The quality of Riddhi Corporate’s business remains under scrutiny. While recent quarters have shown positive financial results, the company’s long-term fundamental strength is weak. The average ROCE of 6.28% is below industry standards, and the slow operating profit growth rate of 13.38% annually over five years suggests limited scalability or competitive pressures.

Operational efficiency is reflected in the strong debtor turnover ratio, but the company’s poor EBIT to interest coverage ratio indicates vulnerability to rising interest rates or economic shocks. Investors should weigh these quality concerns against the improved technical and valuation outlook before making investment decisions.

Comparative Performance and Market Context

Riddhi Corporate’s stock has outperformed the Sensex over the past year with a 12.42% return compared to the benchmark’s 10.60%. However, over longer horizons, the stock has lagged significantly. Over three years, it has declined by 79.32%, while the Sensex gained 39.74%. Over five years, the stock fell 58.06% against the Sensex’s 67.42% rise.
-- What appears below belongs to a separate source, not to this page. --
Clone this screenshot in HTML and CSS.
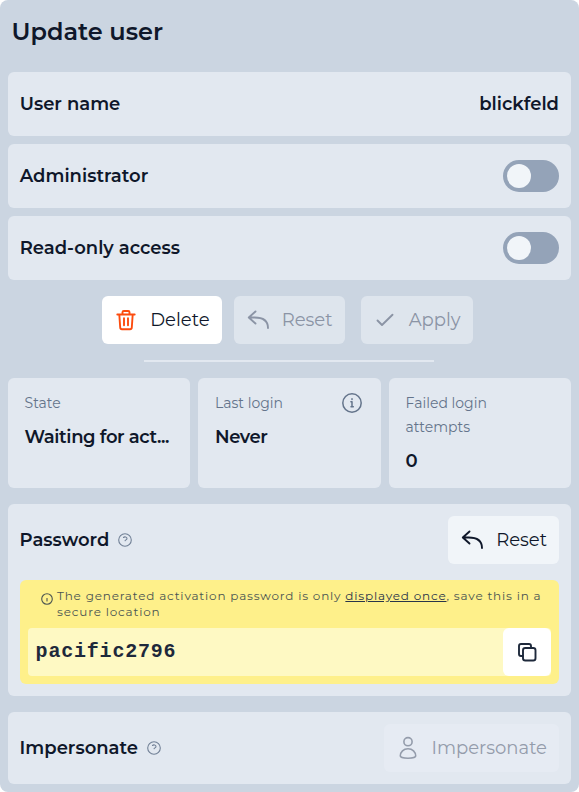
FILE: index.html
```
<!DOCTYPE html>
<html lang="en">
<head>
<meta charset="utf-8">
<title>Update user</title>
<link rel="stylesheet" href="styles.css">
</head>
<body>
<svg class="defs" aria-hidden="true">
  <symbol id="undo" viewBox="0 0 24 24"><path d="M9.500 4 2.800 10l6.700 6M3 10h5.500c8 0 13.500 3 13.500 10.500" transform="translate(0 -.5)"/></symbol>
  <symbol id="help" viewBox="0 0 14 14"><circle cx="7" cy="7" r="6.300"/><path d="M5.500 4.500c1-1 3.500-.7 3.500 1 0 1.300-1.500 1.300-1.900 2.200"/></symbol>
</svg>
<main class="panel">
  <h1 class="title">Update user</h1>
  <section class="fields">
    <div class="card row"><span class="label">User name</span><span class="label">blickfeld</span></div>
    <div class="card row"><span class="label">Administrator</span><span class="toggle"></span></div>
    <div class="card row"><span class="label">Read-only access</span><span class="toggle"></span></div>
  </section>
  <div class="actions">
    <button class="btn delete"><svg class="icon danger" viewBox="0 0 24 24"><path d="M3.300 6.500h17.400M5.300 6.500l.9 13q.1 1.700 1.800 1.700h8q1.700 0 1.800-1.700l.9-13M8.500 6V4.300q0-1.300 1.300-1.300h4.400q1.300 0 1.300 1.300V6M10 10.200v7M14 10.200v7"/></svg><span>Delete</span></button>
    <button class="btn reset off"><svg class="icon"><use href="#undo"/></svg><span>Reset</span></button>
    <button class="btn apply off"><svg class="icon" viewBox="0 0 24 24"><path d="m4.500 12.500 4.500 4.500L19.500 6.700"/></svg><span>Apply</span></button>
  </div>
  <hr class="rule">
  <section class="stats">
    <div class="card stat"><span class="caption">State</span><strong class="label">Waiting for act...</strong></div>
    <div class="card stat login"><div class="stat-head"><span class="caption">Last login</span><svg class="info" viewBox="0 0 20 20"><circle cx="10" cy="10" r="9.200"/><path d="M8.900 8.700H10v5M9 13.800h2.300M10 5.800v.7"/></svg></div><strong class="label">Never</strong></div>
    <div class="card stat"><span class="caption">Failed login<br>attempts</span><strong class="label">0</strong></div>
  </section>
  <section class="card password">
    <div class="head"><span class="label">Password</span><svg class="help"><use href="#help"/></svg><button class="btn reset plain"><svg class="icon"><use href="#undo"/></svg><span>Reset</span></button></div>
    <div class="notice">
      <div class="message"><svg class="note-icon" viewBox="0 0 12 12"><circle cx="6" cy="6" r="5.300"/><path d="M6 5.500v2.400"/></svg><p>The generated activation password is only <u>displayed once</u>, save this in a<br>secure location</p></div>
      <div class="secret"><code>pacific2796</code><button class="copy"><svg class="icon" viewBox="0 0 24 24"><rect x="8" y="8" width="12.500" height="12.500" rx="2.300"/><path d="M7.500 16H6q-2 0-2-2V6q0-2 2-2h8q2 0 2 2v1.500"/></svg></button></div>
    </div>
  </section>
  <section class="card imp head"><span class="label">Impersonate</span><svg class="help"><use href="#help"/></svg><button class="btn impersonate"><svg class="icon" viewBox="0 0 24 24"><circle cx="12" cy="5.700" r="4.100"/><path d="M12 12.800c-4.500 0-7.700 3.200-7.700 7.300 0 1.100 3 2.100 7.700 2.100s7.700-1 7.700-2.100c0-4.100-3.200-7.300-7.700-7.300Z"/></svg><span>Impersonate</span></button></section>
</main>
</body>
</html>
```
FILE: styles.css
```
* { box-sizing: border-box; }
body { margin: 0; background: #fff; font-family: Montserrat, Inter, sans-serif; color: #0f172a; }
.defs { display: none; }
.panel { height: 792px; padding: 0 8px 8px; background: #cbd5e1; border-radius: 8px; }
.title { height: 64px; margin: 0 0 8px; padding-left: 3.600px; font-size: 24px; line-height: 64px; font-weight: 600; }
.card { background: #e2e8f0; border-radius: 6px; }
.fields { display: grid; gap: 8px; }
.row { display: flex; height: 64px; padding: 0 12px 0 11.700px; align-items: center; justify-content: space-between; }
.label { font-size: 18px; line-height: 28px; font-weight: 600; white-space: nowrap; }
.toggle { width: 56px; height: 32px; padding: 4px; border-radius: 16px; background: #94a3b8; }
.toggle::before { content: ""; display: block; width: 24px; height: 24px; border-radius: 50%; background: #f1f5f9; }
.actions { display: flex; margin: 16px 0 16px 94px; }
.btn { display: flex; height: 48px; padding: 0 12px; align-items: center; justify-content: space-between; border: 0; border-radius: 6px; font: 400 18px/28px Montserrat, Inter, sans-serif; color: #0f172a; white-space: nowrap; }
.icon, .help, .info, .note-icon { flex: none; fill: none; stroke: currentColor; stroke-width: 1.9; stroke-linecap: round; stroke-linejoin: round; }
.icon { width: 24px; height: 24px; }
.danger { color: #fc4c0f; }
.delete { width: 120px; background: #fff; }
.reset { width: 111px; }
.actions .btn { padding-right: 12.500px; }
.actions .reset { margin: 0 16px 0 12px; }
.apply { width: 112px; }
.off { color: #8b94a5; background: #dee5ed; }
.rule { width: 290px; height: 2px; margin: 0 0 16px 136px; border: 0; background: #e2e8f0; }
.stats { display: grid; grid-template-columns: 182px 183px 182px; gap: 8px; height: 110px; }
.stat { display: flex; flex-direction: column; gap: 8px; padding: 13px 16.600px; }
.login { padding-left: 17px; }
.stat .label { letter-spacing: -.4px; }
.stat-head { display: flex; align-items: center; justify-content: space-between; }
.caption { font-size: 14px; line-height: 24px; font-weight: 400; color: #64748b; }
.info { width: 20px; height: 20px; margin-right: 2px; color: #64748b; stroke-width: 1.5; }
.password { height: 192px; margin-top: 16px; padding: 12px; }
.head { display: flex; align-items: center; }
.head .label { margin-left: -.4px; }
.help { width: 14px; height: 14px; margin-left: 9px; color: #718096; stroke-width: 1.1; }
.head .btn { margin-left: auto; }
.plain { background: #f1f5f9; }
.notice { height: 104px; margin-top: 16px; padding: 8px; border-radius: 6px; background: #fef08a; }
.message { display: flex; height: 40px; padding-left: 13px; font-size: 12px; line-height: 16px; letter-spacing: .81px; color: #4b5552; white-space: nowrap; }
.message p { margin: 0; }
.message u { color: #293549; text-underline-offset: 1px; }
.note-icon { width: 12px; height: 12px; margin: 5px 4px 0 0; stroke-width: 1.1; }
.secret { display: flex; height: 48px; justify-content: space-between; align-items: center; border-radius: 4px; background: #fef9c3; }
.secret code { padding-left: 7.600px; font: 700 20px/28px "Liberation Mono", monospace; letter-spacing: .8px; color: #1e293b; }
.copy { display: flex; width: 48px; height: 48px; padding: 0; align-items: center; justify-content: center; border: 0; border-radius: 6px; background: #fff; color: #1e293b; }
.imp { height: 72px; margin-top: 16px; padding: 12px; }
.impersonate { width: 175px; color: #949cab; background: #e6ebf3; }
.impersonate .icon { stroke-width: 1.6; }
```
This long-term underperformance highlights the importance of cautious optimism despite recent improvements.

Year-to-date, the stock is down 5.05%, slightly worse than the Sensex’s 2.26% decline, reflecting ongoing volatility. The sector remains competitive, and investors should monitor broader industry trends alongside company-specific developments.

Conclusion: Hold Rating Reflects Balanced Outlook

The upgrade of Riddhi Corporate Services Ltd from Sell to Hold by MarketsMOJO is a reflection of improved technical indicators and attractive valuation metrics, tempered by weak long-term fundamentals and profitability concerns. The company’s recent positive quarterly performance and bullish technical signals provide a foundation for cautious optimism, but investors should remain vigilant about the company’s debt servicing ability and slower growth trajectory.

With a Mojo Score of 60.0 and a current Mojo Grade of Hold, the stock is positioned as a potential recovery candidate within the Computers - Software & Consulting sector, but not yet a definitive buy. Investors seeking exposure to this micro-cap should consider the balance of risks and rewards carefully, keeping an eye on upcoming quarterly results and sector developments.